The research focus lead for that analysis is the University of North Dakota, said Poss.

“We’ll do the basic research up at North Dakota,” he said, “but then we’ll test it out in realistic scenarios that involve particular commercial market segments.”

Those segments could include precision agriculture and disaster response, wildfires scenario, and maritime gas and oil, he explained.

“Maritime oil and gas, 95 percent of the nation’s offshore oil and gas infrastructure is between the Mississippi and Texas coasts,” said Poss “So we’ll probably be conducting the maritime oil and gas scenario.”

“This world-class, public-private partnership will help us focus on the challenges and opportunities of this cutting-edge technology,” said U.S. Transportation Secretary Anthony Foxx in a statement. “We expect this team will help us to educate and train a cadre of unmanned aircraft professionals well into the future.”

The other 13 current members of the ASSURE team comprise Drexel University; Embry Riddle Aeronautical University; Kansas State University; Kansas University; Montana State University; New Mexico State University; North Carolina State University; Oregon State University; University of Alabama, Huntsville; University of Alaska, Fairbanks; and Wichita State University.

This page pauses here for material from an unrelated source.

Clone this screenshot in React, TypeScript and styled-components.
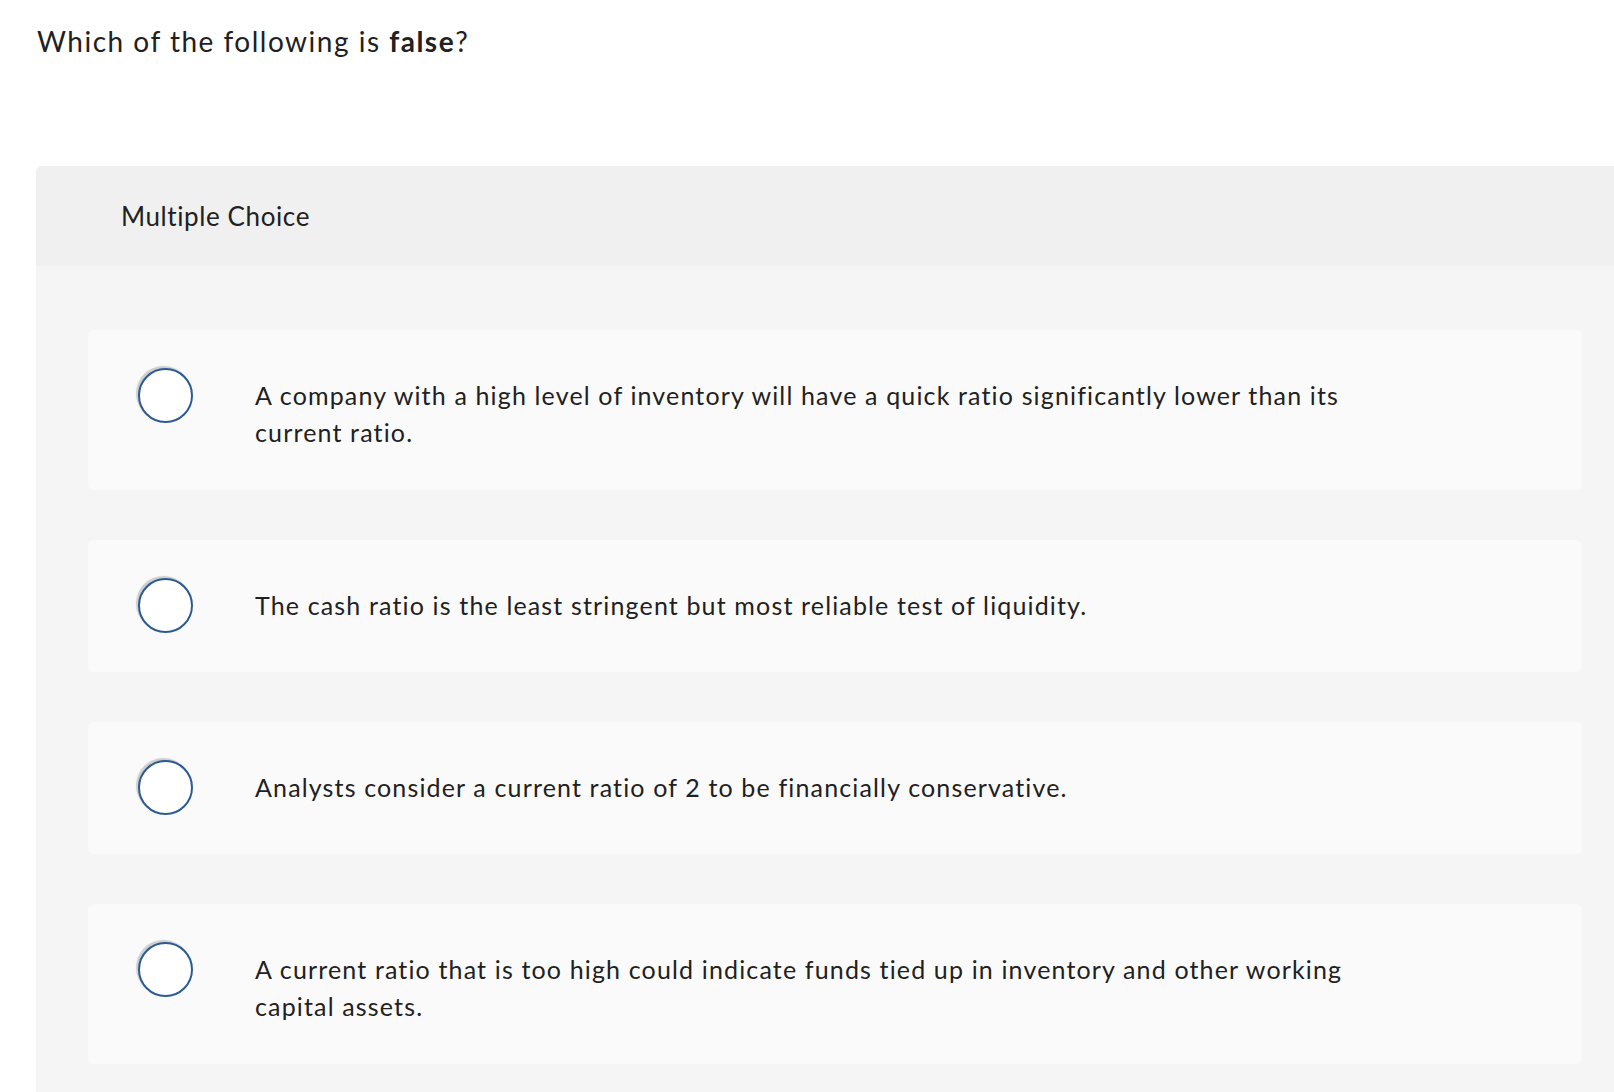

“AUVSI congratulates the Mississippi State University team on its designation and we look forward to working with the university/consortium and the FAA to advance UAS research and development,” said Brian Wynne, president and CEO of the Association for Unmanned Vehicle Systems International in a statement. “It’s critical that we begin looking to the future now and laying the groundwork for more transformational uses of UAS technology, notably beyond-line-of-sight operations.”

“We’ve been working together really hard, said Poss Friday evening, “and we think it really paid off in this selection. We just want to get to work solving these problems for the FAA.”